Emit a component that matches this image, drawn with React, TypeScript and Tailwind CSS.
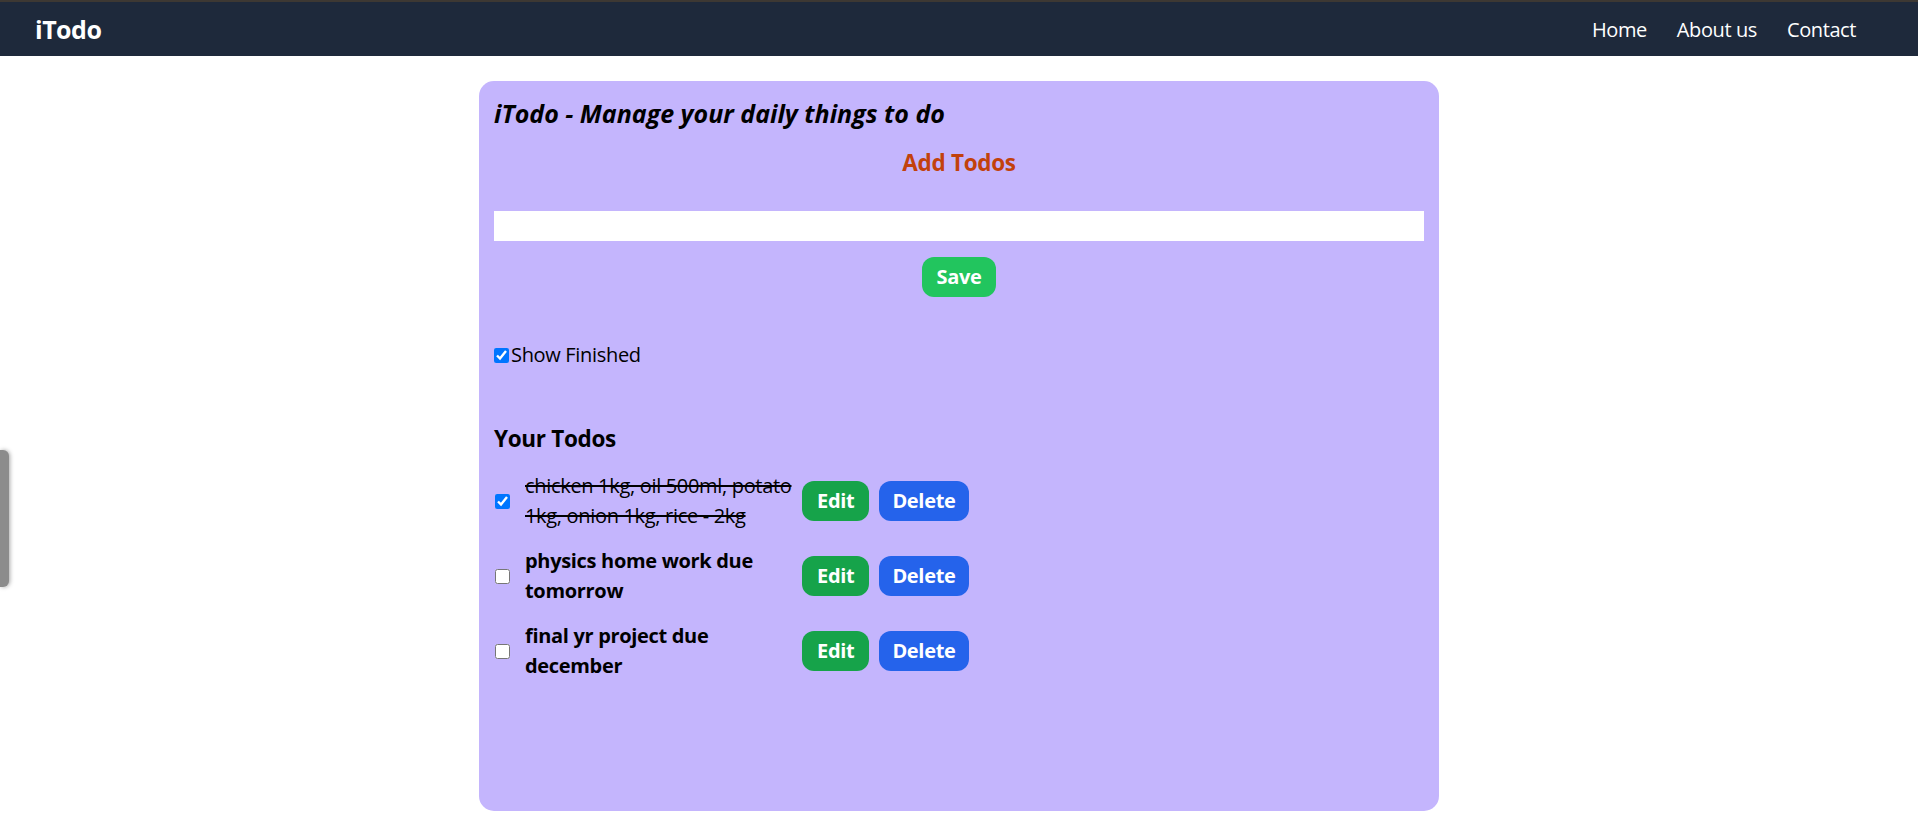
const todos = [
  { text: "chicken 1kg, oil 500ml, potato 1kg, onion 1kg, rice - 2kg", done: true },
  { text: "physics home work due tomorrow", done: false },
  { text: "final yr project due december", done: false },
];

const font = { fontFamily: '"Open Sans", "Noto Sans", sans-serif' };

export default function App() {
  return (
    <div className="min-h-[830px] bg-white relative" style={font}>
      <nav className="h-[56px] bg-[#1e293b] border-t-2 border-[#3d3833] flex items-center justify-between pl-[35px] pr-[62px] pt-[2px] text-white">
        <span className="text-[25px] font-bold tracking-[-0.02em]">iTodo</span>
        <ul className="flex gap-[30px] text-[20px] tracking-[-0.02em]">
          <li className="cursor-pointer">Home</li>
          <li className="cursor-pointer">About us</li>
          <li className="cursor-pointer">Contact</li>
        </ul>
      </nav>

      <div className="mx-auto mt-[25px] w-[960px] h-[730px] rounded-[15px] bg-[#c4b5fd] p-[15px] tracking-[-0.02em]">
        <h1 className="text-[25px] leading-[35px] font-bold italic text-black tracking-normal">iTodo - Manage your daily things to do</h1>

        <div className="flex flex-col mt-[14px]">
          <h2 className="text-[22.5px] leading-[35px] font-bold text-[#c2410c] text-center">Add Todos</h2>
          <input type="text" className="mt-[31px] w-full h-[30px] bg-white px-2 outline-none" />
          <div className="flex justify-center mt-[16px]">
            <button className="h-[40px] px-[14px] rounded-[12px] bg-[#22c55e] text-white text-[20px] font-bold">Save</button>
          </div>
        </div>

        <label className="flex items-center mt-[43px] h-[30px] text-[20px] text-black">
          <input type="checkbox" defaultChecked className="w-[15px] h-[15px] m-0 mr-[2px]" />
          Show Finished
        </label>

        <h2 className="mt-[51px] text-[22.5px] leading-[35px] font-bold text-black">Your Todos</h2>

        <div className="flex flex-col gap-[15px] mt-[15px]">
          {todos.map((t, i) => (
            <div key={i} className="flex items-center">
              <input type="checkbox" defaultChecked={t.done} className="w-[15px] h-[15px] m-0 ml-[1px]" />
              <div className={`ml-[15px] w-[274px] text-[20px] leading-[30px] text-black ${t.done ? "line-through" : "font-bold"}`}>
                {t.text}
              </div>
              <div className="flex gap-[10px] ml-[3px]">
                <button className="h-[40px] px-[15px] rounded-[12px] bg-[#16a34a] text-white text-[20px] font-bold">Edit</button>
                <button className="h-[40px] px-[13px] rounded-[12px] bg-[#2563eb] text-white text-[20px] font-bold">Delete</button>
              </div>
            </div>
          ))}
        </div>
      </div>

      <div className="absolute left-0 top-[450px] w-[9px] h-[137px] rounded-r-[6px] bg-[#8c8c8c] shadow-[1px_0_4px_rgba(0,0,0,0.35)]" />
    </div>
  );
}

SHORT PROBLEM: Write out the full set of lines verbatim, without the pictures.

RESPONSE TO THIS EXERCISE:
Emit a component that matches this image, drawn with React, TypeScript and Tailwind CSS.
const todos = [
  { text: "chicken 1kg, oil 500ml, potato 1kg, onion 1kg, rice - 2kg", done: true },
  { text: "physics home work due tomorrow", done: false },
  { text: "final yr project due december", done: false },
];

const font = { fontFamily: '"Open Sans", "Noto Sans", sans-serif' };

export default function App() {
  return (
    <div className="min-h-[830px] bg-white relative" style={font}>
      <nav className="h-[56px] bg-[#1e293b] border-t-2 border-[#3d3833] flex items-center justify-between pl-[35px] pr-[62px] pt-[2px] text-white">
        <span className="text-[25px] font-bold tracking-[-0.02em]">iTodo</span>
        <ul className="flex gap-[30px] text-[20px] tracking-[-0.02em]">
          <li className="cursor-pointer">Home</li>
          <li className="cursor-pointer">About us</li>
          <li className="cursor-pointer">Contact</li>
        </ul>
      </nav>

      <div className="mx-auto mt-[25px] w-[960px] h-[730px] rounded-[15px] bg-[#c4b5fd] p-[15px] tracking-[-0.02em]">
        <h1 className="text-[25px] leading-[35px] font-bold italic text-black tracking-normal">iTodo - Manage your daily things to do</h1>

        <div className="flex flex-col mt-[14px]">
          <h2 className="text-[22.5px] leading-[35px] font-bold text-[#c2410c] text-center">Add Todos</h2>
          <input type="text" className="mt-[31px] w-full h-[30px] bg-white px-2 outline-none" />
          <div className="flex justify-center mt-[16px]">
            <button className="h-[40px] px-[14px] rounded-[12px] bg-[#22c55e] text-white text-[20px] font-bold">Save</button>
          </div>
        </div>

        <label className="flex items-center mt-[43px] h-[30px] text-[20px] text-black">
          <input type="checkbox" defaultChecked className="w-[15px] h-[15px] m-0 mr-[2px]" />
          Show Finished
        </label>

        <h2 className="mt-[51px] text-[22.5px] leading-[35px] font-bold text-black">Your Todos</h2>

        <div className="flex flex-col gap-[15px] mt-[15px]">
          {todos.map((t, i) => (
            <div key={i} className="flex items-center">
              <input type="checkbox" defaultChecked={t.done} className="w-[15px] h-[15px] m-0 ml-[1px]" />
              <div className={`ml-[15px] w-[274px] text-[20px] leading-[30px] text-black ${t.done ? "line-through" : "font-bold"}`}>
                {t.text}
              </div>
              <div className="flex gap-[10px] ml-[3px]">
                <button className="h-[40px] px-[15px] rounded-[12px] bg-[#16a34a] text-white text-[20px] font-bold">Edit</button>
                <button className="h-[40px] px-[13px] rounded-[12px] bg-[#2563eb] text-white text-[20px] font-bold">Delete</button>
              </div>
            </div>
          ))}
        </div>
      </div>

      <div className="absolute left-0 top-[450px] w-[9px] h-[137px] rounded-r-[6px] bg-[#8c8c8c] shadow-[1px_0_4px_rgba(0,0,0,0.35)]" />
    </div>
  );
}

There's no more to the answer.